The Portrayal of Women In The Arabian Nights

The women in Haddawy’s translation of The Arabian Nights are portrayed as lesser beings on one hand but as princesses on another. Much in the same way as women are treated in the modern day Islamic world.

Women are treated as second-class citizens by most of the men in the stories, whereas; if the women do not act according to the men’s wishes they are killed, transformed into other beings or just discarded. In the story of King Shahrayar and Shahzaman, when Shahzaman while preparing to leave his country to visit his brother, finds that his wife “lying in the arms of one of the kitchen boys…his world turned black”. (Haddawy 6) He at once confronts his wife and states, “No. Women are not to be trusted” (6) at which time he pulls out his sword and kills both his wife and her lover. “Then he dragged them by the heels and threw them from the top of the palace to the trench below” (6), as if they were trash. Once Shahzaman arrived at his brother’s palace, King Shahrayar welcomed him with open arms and set him up in the guesthouse.

Shahrazah was quite embarrassed by what had happened with his wife’s infidelity and felt that he could not express what had happened to him to his brother because he was the King and should not have been betrayed in such a manner. One day while Shahzaman was left behind at the palace he noticed his brother’s wife and his concubines in the garden having sex with slaves. Shahzaman is relieved that this betrayal has not only happened to him but to his brother, the King. Shahzaman, is troubled with what he has seen and under orders from his brother reveals to him what has happened with his wife. King Shahrayar is bothered by the actions of his brother’s wife and praises his brother for killing her, “Brother, you were fortunate in killing your wife and her lover, who gave you good reason to feel troubled, careworn, and ill” (9). He then goes on to say that if that were to happen to him, “I would have killed at least a hundred or even a thousand women” (9). But the King was not satisfied with the confession from his brother and demands to know what has changed Shahzaman’s demeanor since the King’s return. Shahzaman is forced to tell his brother, the King what he has witnessed with the King’s own wife and concubines. The form a plot to make the King’s wife believe that they will be leaving the palace for a few days, so that the King can witness this betrayal with his own eyes. Once King Shahrayar and Shahzaman witness this betrayal, they cannot bear to be near any women and decide to venture out on their own.

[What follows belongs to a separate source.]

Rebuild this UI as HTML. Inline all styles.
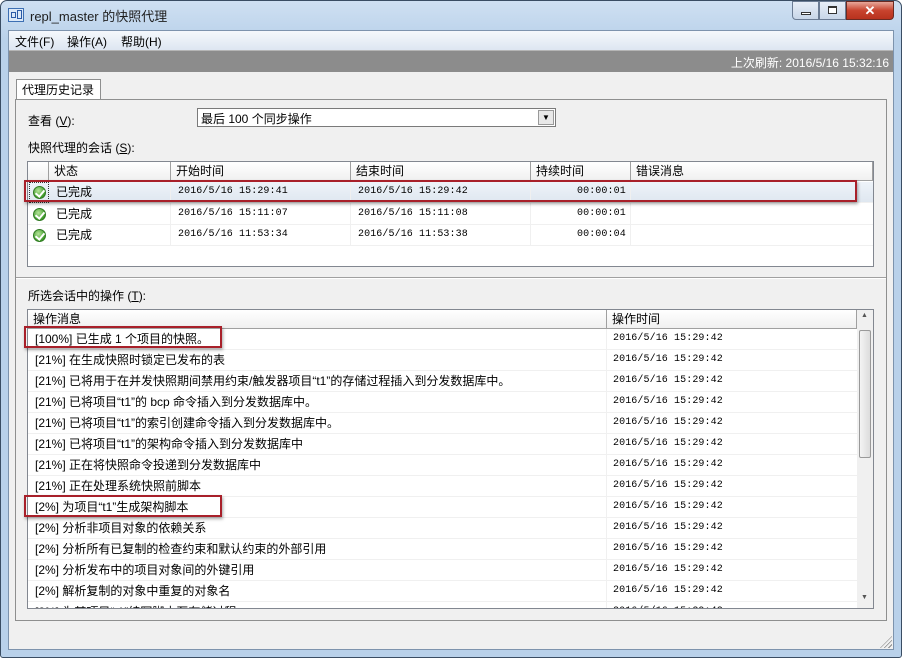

While on their venture they come across a demon whom has his wife locked in a chest that he keeps under the sea. When the demon emerges from the sea to take a nap, his wife finds me to have sex with her. She encounters King Shahrayar and King Shahzaman who are terrified and hiding in a tree and orders them down from the tree to have sex with her. They plead with her to give them a reprieve but she threatens them with awaking her husband, the demon. They oblige her wishes and once they are finished she then orders them to hand over their rings to her, which she puts into a bag that contains 98 other men’s rings. In discussing this encounter with the demon’s wife they conclude that if this woman, who “is imprisoned in a glass chest, locked her up with four locks and kept in the middle of the sea”(14) cannot be trusted to be faithful than no woman can be trusted.

They decide to return to their “kingdoms and cities, never to marry a woman again” (14). King Shahrayar decides that he is going to sleep with one woman each night and then have her put to death the following morning, therefore preventing himself from being betrayed by another woman.

The women in The Arabian Nights are treated as princesses as long as they are young girls or as adults they behave according to their “masters” wishes. As soon as they betray the wishes of their male counterparts they are disposed of.